Education as a foundation of sovereignty
In David Brooks’ framing, the US’s narrow meritocracy failed to produce ethical leadership, resulting instead in fragmentation and political decay. Sri Lanka cannot afford to reproduce that outcome. Educational privilege must not be mistaken for moral or civic authority. An exam aristocracy will only hollow out institutions and sever the connection between education and public responsibility. An assessment regime divorced from civic ethics and social inclusion risks eroding institutional trust and alienating the citizenry.
Brooks observed that the US, instead of renewing its democratic elite, descended into populist upheaval, culminating in the rise of President Donald Trump, a product of leadership unmoored from the people, the land and the moral fabric of the nation. A comparable danger now confronts Sri Lanka. In the absence of principled and inclusive leadership, the citizenry has been left disillusioned, polarised and vulnerable to manipulation. Resisting this drift requires an educational model rooted in integrity, ecological awareness, and collective responsibility – one that broadens the definition of merit beyond cognitive performance.

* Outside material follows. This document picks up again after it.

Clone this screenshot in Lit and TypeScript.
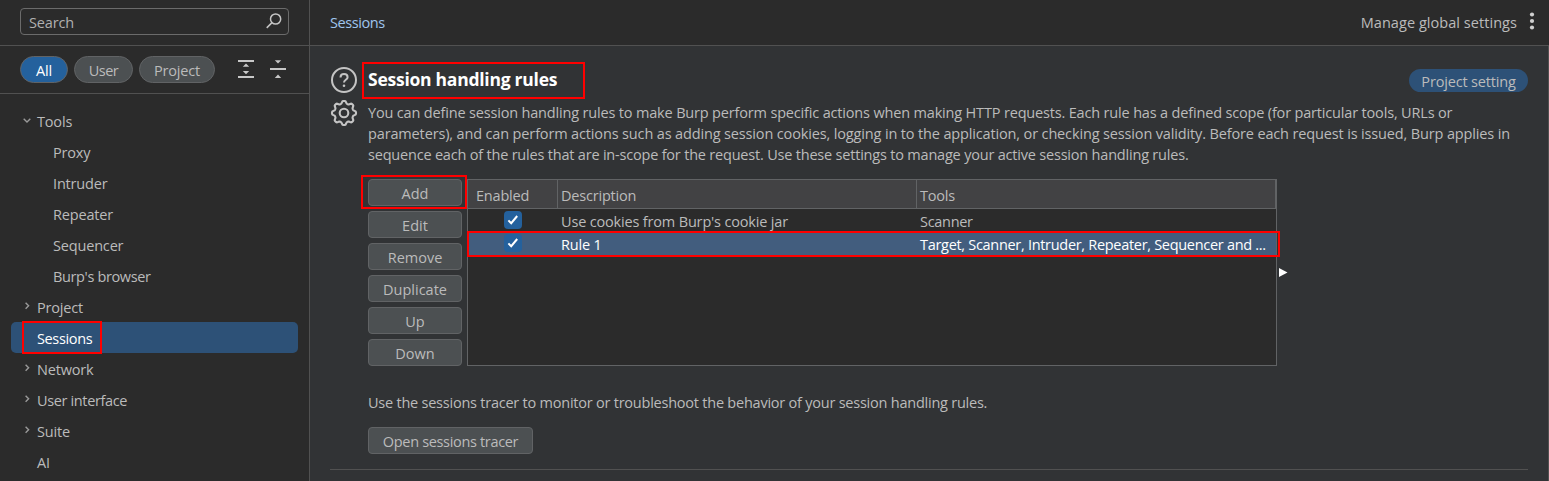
import { LitElement, html, css, svg, nothing } from "lit";
import { customElement, property } from "lit/decorators.js";
import { classMap } from "lit/directives/class-map.js";

interface TreeItem {
  label: string;
  kind: "open" | "closed" | "leaf" | "child";
  tight?: boolean;
  selected?: boolean;
}

const TREE: TreeItem[] = [
  { label: "Tools", kind: "open" },
  { label: "Proxy", kind: "child" },
  { label: "Intruder", kind: "child" },
  { label: "Repeater", kind: "child" },
  { label: "Sequencer", kind: "child" },
  { label: "Burp's browser", kind: "child", tight: true },
  { label: "Project", kind: "closed" },
  { label: "Sessions", kind: "leaf", tight: true, selected: true },
  { label: "Network", kind: "closed" },
  { label: "User interface", kind: "closed", tight: true },
  { label: "Suite", kind: "closed" },
  { label: "AI", kind: "leaf" },
];

const ACTIONS = ["Add", "Edit", "Remove", "Duplicate", "Up", "Down"];

const RULES = [
  { description: "Use cookies from Burp's cookie jar", tools: "Scanner", selected: false },
  {
    description: "Rule 1",
    tools: "Target, Scanner, Intruder, Repeater, Sequencer and ...",
    selected: true,
  },
];

const DESCRIPTION = [
  "You can define session handling rules to make Burp perform specific actions when making HTTP requests. Each rule has a defined scope (for particular tools, URLs or",
  "parameters), and can perform actions such as adding session cookies, logging in to the application, or checking session validity. Before each request is issued, Burp applies in",
  "sequence each of the rules that are in-scope for the request. Use these settings to manage your active session handling rules.",
];

/* Outline of an eight-toothed cog centred on (14, 14). */
function cogPath(): string {
  const points: string[] = [];
  const steps = 96;
  for (let i = 0; i < steps; i++) {
    const a = (i / steps) * Math.PI * 2;
    const wave = Math.cos(8 * a);
    const r = 10.8 + 1.3 * Math.tanh(1.8 * wave);
    points.push(`${(14 + r * Math.sin(a)).toFixed(2)} ${(14 - r * Math.cos(a)).toFixed(2)}`);
  }
  return `M${points.join("L")}Z`;
}

@customElement("settings-sidebar")
export class SettingsSidebar extends LitElement {
  static styles = css`
    :host {
      display: flex;
      flex-direction: column;
      box-sizing: border-box;
      width: 310px;
      height: 481px;
      border-right: 1px solid #515151;
      background: #2b2b2b;
      overflow: hidden;
    }
    .searchbar {
      box-sizing: border-box;
      height: 46px;
      flex: none;
      padding: 8px 20px 0;
      border-bottom: 1px solid #515151;
    }
    .search {
      display: flex;
      justify-content: space-between;
      align-items: flex-start;
      box-sizing: border-box;
      width: 269px;
      height: 27px;
      padding: 3px 5px 0 8px;
      border: 1px solid #6b6b6b;
      border-radius: 4px;
      color: #b0b0b0;
      line-height: 21px;
    }
    .filters {
      box-sizing: border-box;
      display: flex;
      align-items: flex-start;
      gap: 6px;
      flex: none;
      height: 48px;
      padding: 10px 0 0 20px;
      border-bottom: 1px solid #515151;
    }
    .pill {
      box-sizing: border-box;
      height: 27px;
      border: 1px solid #616365;
      border-radius: 14px;
      background: #4c5052;
      text-align: center;
      line-height: 27px;
    }
    .all {
      width: 48px;
      background: #24619d;
      color: #fff;
    }
    .user {
      width: 59px;
      letter-spacing: -0.5px;
    }
    .project {
      width: 76px;
    }
    .expand {
      margin: 3px 0 0 16px;
    }
    .collapse {
      margin: 3px 0 0 6px;
    }
    .tree {
      padding: 11px 11px 0;
    }
    .item {
      position: relative;
      display: flex;
      height: 31px;
      padding-left: 11px;
      border-radius: 5px;
      line-height: 33px;
      white-space: nowrap;
    }
    .twisty {
      width: 15px;
      flex: none;
    }
    .child {
      padding-left: 42px;
    }
    .tight {
      letter-spacing: -0.36px;
    }
    .selected {
      background: #2d5177;
      color: #fff;
    }
    .mark {
      position: absolute;
      left: 11px;
      top: -1px;
      width: 76px;
      height: 29px;
      border: 2px solid #f00;
    }
    svg {
      display: block;
    }
  `;

  private twisty(kind: TreeItem["kind"]) {
    if (kind === "child") return nothing;
    const d = kind === "open" ? "M1.7 13.8l3.3 3.2 3.3-3.2" : "M3.6 11.7l3 3-3 3";
    return html`<span class="twisty">
      ${kind === "leaf"
        ? nothing
        : html`<svg width="10" height="31" fill="none" stroke="#9a9a9a" stroke-width="1.4">
            <path d=${d} />
          </svg>`}
    </span>`;
  }

  render() {
    return html`
      <div class="searchbar">
        <div class="search">
          <span>Search</span>
          <svg width="18" height="18" viewBox="0 0 18 18" fill="none" stroke="#c4c4c4" stroke-width="1.5">
            <circle cx="10.6" cy="7" r="5.1" />
            <path d="M7 10.6L1.7 15.9" />
          </svg>
        </div>
      </div>
      <div class="filters">
        <div class="pill all">All</div>
        <div class="pill user">User</div>
        <div class="pill project">Project</div>
        <svg class="expand" width="20" height="22" fill="#c8c8c8">
          <path d="M1 1h16v2H1zM1 17h16v2H1zM9 4.5l3.2 3.3H5.8zM9 15.3l-3.2-3.3h6.4z" />
        </svg>
        <svg class="collapse" width="20" height="22" fill="#c8c8c8">
          <path d="M1 9h16v2H1zM5.8 1.2h6.4L9 4.6zM5.8 19h6.4L9 15.6z" />
        </svg>
      </div>
      <div class="tree">
        ${TREE.map(
          (t) => html`<div
            class=${classMap({ item: true, child: t.kind === "child", tight: !!t.tight, selected: !!t.selected })}
          >
            ${this.twisty(t.kind)}<span>${t.label}</span>${t.selected ? html`<i class="mark"></i>` : nothing}
          </div>`
        )}
      </div>
    `;
  }
}

@customElement("rules-table")
export class RulesTable extends LitElement {
  static styles = css`
    :host {
      display: block;
      position: relative;
      box-sizing: border-box;
      width: 810px;
      height: 187px;
      border: 1px solid #616365;
      background: #2b2b2b;
    }
    .row {
      display: grid;
      grid-template-columns: 90px 359px 359px;
      height: 23px;
      line-height: 25px;
      white-space: nowrap;
    }
    .head {
      height: 28px;
      line-height: 31px;
      border-bottom: 1px solid #616365;
      background: #424244;
      letter-spacing: -0.2px;
    }
    .cell {
      box-sizing: border-box;
      padding-left: 3px;
    }
    .head .cell {
      height: 28px;
      border-right: 1px solid #616365;
    }
    .head .enabled {
      padding-left: 8px;
    }
    .tools {
      letter-spacing: -0.3px;
    }
    .selected {
      background: #425d7e;
      color: #fff;
    }
    .check {
      padding: 2px 0 0 36px;
    }
    .mark {
      position: absolute;
      left: -1px;
      top: 51px;
      width: 809px;
      height: 22px;
      border: 2px solid #f00;
    }
    svg {
      display: block;
    }
  `;

  render() {
    return html`
      <div class="row head">
        <div class="cell enabled">Enabled</div>
        <div class="cell">Description</div>
        <div class="cell">Tools</div>
      </div>
      ${RULES.map(
        (r) => html`<div class=${classMap({ row: true, selected: r.selected })}>
          <div class="check">
            <svg width="18" height="18" viewBox="0 0 18 18">
              <rect width="18" height="18" rx="4" fill="#24619d" />
              <path d="M4.4 9.4l2.8 2.8L13.2 5" fill="none" stroke="#fff" stroke-width="2" />
            </svg>
          </div>
          <div class="cell">${r.description}</div>
          <div class="cell tools">${r.tools}</div>
        </div>`
      )}
      <i class="mark"></i>
    `;
  }
}

@customElement("push-button")
export class PushButton extends LitElement {
  @property() label = "";
  @property({ type: Boolean }) marked = false;

  static styles = css`
    :host {
      display: block;
      position: relative;
      box-sizing: border-box;
      height: 27px;
      border: 1px solid #616365;
      border-radius: 4px;
      background: #4c5052;
      text-align: center;
      line-height: 27px;
      letter-spacing: 0;
    }
    .mark {
      position: absolute;
      left: -8px;
      top: -5px;
      width: 102px;
      height: 30px;
      border: 2px solid #f00;
    }
  `;

  render() {
    return html`${this.label}${this.marked ? html`<i class="mark"></i>` : nothing}`;
  }
}

@customElement("app-root")
export class AppRoot extends LitElement {
  static styles = css`
    :host {
      display: flex;
      width: 1549px;
      height: 481px;
      overflow: hidden;
      background: #313335;
      color: #bbb;
      font: 14.5px/21px "Open Sans", "Noto Sans", sans-serif;
      letter-spacing: -0.17px;
    }
    .main {
      flex: 1;
      min-width: 0;
    }
    .topbar {
      box-sizing: border-box;
      display: flex;
      justify-content: space-between;
      height: 46px;
      padding: 12px 13px 0 20px;
      border-bottom: 1px solid #515151;
      background: #2b2b2b;
    }
    .crumb {
      color: #9fc5ee;
      letter-spacing: -0.42px;
    }
    .global {
      display: flex;
      gap: 11px;
      letter-spacing: 0.05px;
    }
    .body {
      box-sizing: border-box;
      height: 435px;
      border-right: 1px solid #515151;
      padding: 16px 20px 0;
    }
    .section {
      display: grid;
      grid-template-columns: 38px minmax(0, 1fr);
      height: 407px;
      border-bottom: 1px solid #515151;
    }
    .icons {
      padding-top: 4px;
    }
    .icons svg {
      margin-bottom: 5px;
    }
    .titlerow {
      display: flex;
      justify-content: space-between;
      height: 40px;
    }
    .title {
      position: relative;
      margin: 0;
      color: #fff;
      font-size: 17.5px;
      font-weight: 700;
      line-height: 35px;
      letter-spacing: -0.25px;
    }
    .mark {
      position: absolute;
      left: -6px;
      top: 0;
      width: 219px;
      height: 33px;
      border: 2px solid #f00;
    }
    .badge {
      box-sizing: border-box;
      width: 119px;
      height: 23px;
      margin-top: 7px;
      border-radius: 12px;
      background: #2d5177;
      text-align: center;
      line-height: 25px;
    }
    .text {
      white-space: nowrap;
    }
    .text:nth-of-type(3) {
      letter-spacing: -0.145px;
    }
    .text:nth-of-type(4) {
      letter-spacing: -0.2px;
    }
    .rules {
      display: flex;
      gap: 5px;
      margin-top: 14px;
    }
    .buttons {
      display: flex;
      flex-direction: column;
      gap: 5px;
      width: 94px;
    }
    .arrow {
      margin: 88px 0 0 -3px;
    }
    .tracer {
      margin-top: 26px;
      letter-spacing: -0.23px;
    }
    .open {
      width: 165px;
      margin-top: 14px;
      letter-spacing: -0.33px;
    }
    svg {
      display: block;
    }
  `;

  render() {
    return html`
      <settings-sidebar></settings-sidebar>
      <div class="main">
        <div class="topbar">
          <span class="crumb">Sessions</span>
          <div class="global">
            <span>Manage global settings</span>
            <svg width="8" height="20" fill="#d0d0d0">
              ${[2.5, 9, 15.5].map((y) => svg`<circle cx="4" cy=${y} r="2.1" />`)}
            </svg>
          </div>
        </div>
        <div class="body">
          <div class="section">
            <div class="icons">
              <svg width="28" height="28" fill="none" stroke="#c4c4c4" stroke-width="2">
                <circle cx="14" cy="14" r="12" />
                <path d="M10.5 11.4c0-2 1.5-3.3 3.5-3.3s3.6 1.3 3.6 3.1c0 2.6-3.6 2.6-3.6 5.3" />
                <circle cx="14" cy="19.8" r="1.3" fill="#c4c4c4" stroke="none" />
              </svg>
              <svg width="28" height="28" fill="none" stroke="#c4c4c4" stroke-width="2.1">
                <path d=${cogPath()} />
                <circle cx="14" cy="14" r="4.3" />
              </svg>
            </div>
            <div>
              <div class="titlerow">
                <h1 class="title">Session handling rules<i class="mark"></i></h1>
                <span class="badge">Project setting</span>
              </div>
              ${DESCRIPTION.map((line) => html`<div class="text">${line}</div>`)}
              <div class="rules">
                <div class="buttons">
                  ${ACTIONS.map((a) => html`<push-button .label=${a} .marked=${a === "Add"}></push-button>`)}
                </div>
                <rules-table></rules-table>
                <svg class="arrow" width="9" height="11" fill="#fff"><path d="M0 1L8.5 5.5 0 10z" /></svg>
              </div>
              <div class="text tracer">Use the sessions tracer to monitor or troubleshoot the behavior of your session handling rules.</div>
              <push-button class="open" .label=${"Open sessions tracer"}></push-button>
            </div>
          </div>
        </div>
      </div>
    `;
  }
}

A humane meritocracy anchored in empathy, environmental stewardship and democratic understanding offers a more sustainable and inclusive path forward. Such an education can nurture citizens committed to upholding the rule of law, resisting corruption, and protecting sovereignty in substance, not merely in symbolism [4].
Footnotes
[1] David Brooks, How the Ivy League Broke America, The Atlantic, December 2024.
[2] Kannangara’s Free Education Bill (1945) laid the foundation for universal access and the dismantling of colonial educational privilege.
[3] Brooks identifies these failures in The Six Sins of the Meritocracy, highlighting the long term consequences of a cognitively narrow elite formation.
[4] This vision has been shaped by Lawyer Nagananda Kodituwakku’s civic education work through the Vinivida Foundation, highlighting constitutional literacy, judicial independence and the role of legal awareness in building democratic citizenship.